Hornet such a big buzz
Honda’s dramatic-looking newcomer is smooth and quick, writes CRAIG DUFF
COMPROMISE can be the best solution — just look at the Honda Hornet. This 600cc naked bike uses an engine derived from its RR racing sibling and an alloy chassis that begs to be pointed at corners.
It’s nimble, good under brakes and has more than enough grunt for road work. The dramatic looks — courtesy of the over-and-under headlight set-up — just add to the package.
A decent two-up ride shows the Hornet to be a willing performer, with only the steepest inclines giving you cause to work the gearbox and rev range on the inline four-cylinder.
Mid-sized engines shouldn’t be this tractable and in the light chassis it translates into smooth, controlled and quick riding.
The snub-ended exhaust
is an engineering work of art — it looks too short to be Euro3 emissions compliant — and enhances the minimal styling, but needs a touch more bark to match the bike’s bite.
Ridden intelligently, 300km trips are achievable from the 19-litre tank. Work the midrange on a run through the hills and you will still get better than 200km between fills.

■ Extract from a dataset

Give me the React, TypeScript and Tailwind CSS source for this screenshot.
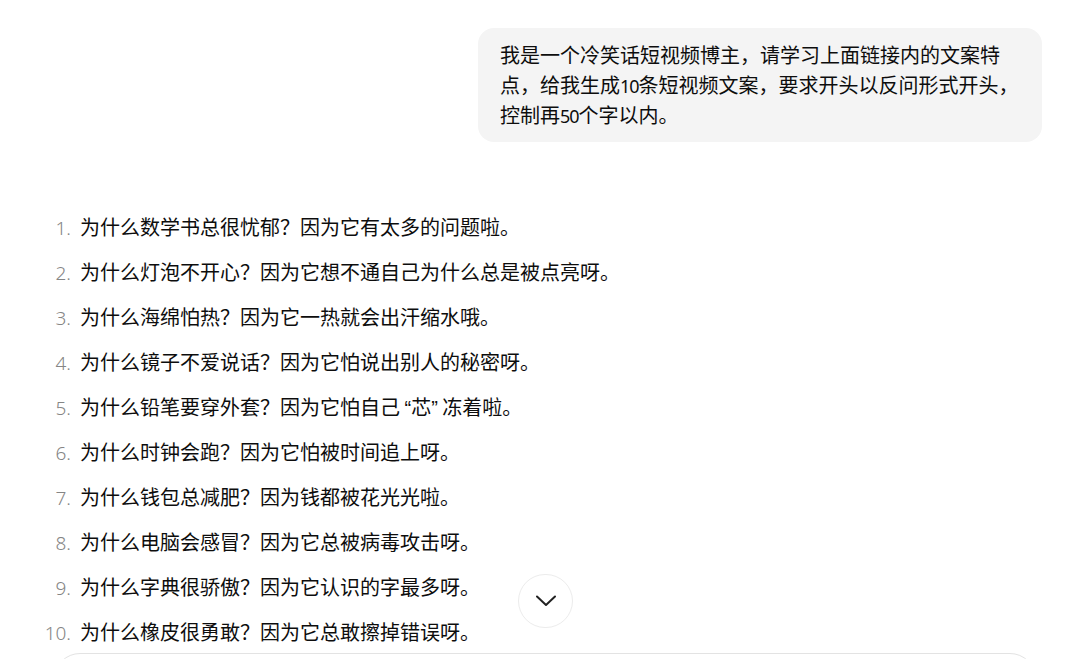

And you can ride it all day. The riding position is fairly neutral and doesn’t cause any stress on the wrists or forearms and the seat is reasonably comfortable and only 800mm off the deck.
Honda’s aim with this bike was to improve handling by cutting weight and the Hornet begs comparisons in price and performance with Triumph’s Street Triple.
Given the Triple has a gem of a 675cc engine, it’s a compliment to the Honda, but there’s no doubt a committed rider won’t be disgraced on the Japanese bike.
It coaxes performance from the rider by communicating exactly what it’s doing and giving you a fair idea of when it’s going to stop doing it. That invites late braking and early twists on the grip.
You’re buying to a price point here, so the front suspension doesn’t have any adjustment and the rear end offers seven steps on the preload, but you’re already in a world of pain if you’re bottoming out the Hornet.
It’s such a versatile performer there are few situations in which you will find it wanting. Except perhaps, in showrooms, where it will sit alongside its 900cc big brother — and be ignored because too many people are captivated by capacity, rather than capability.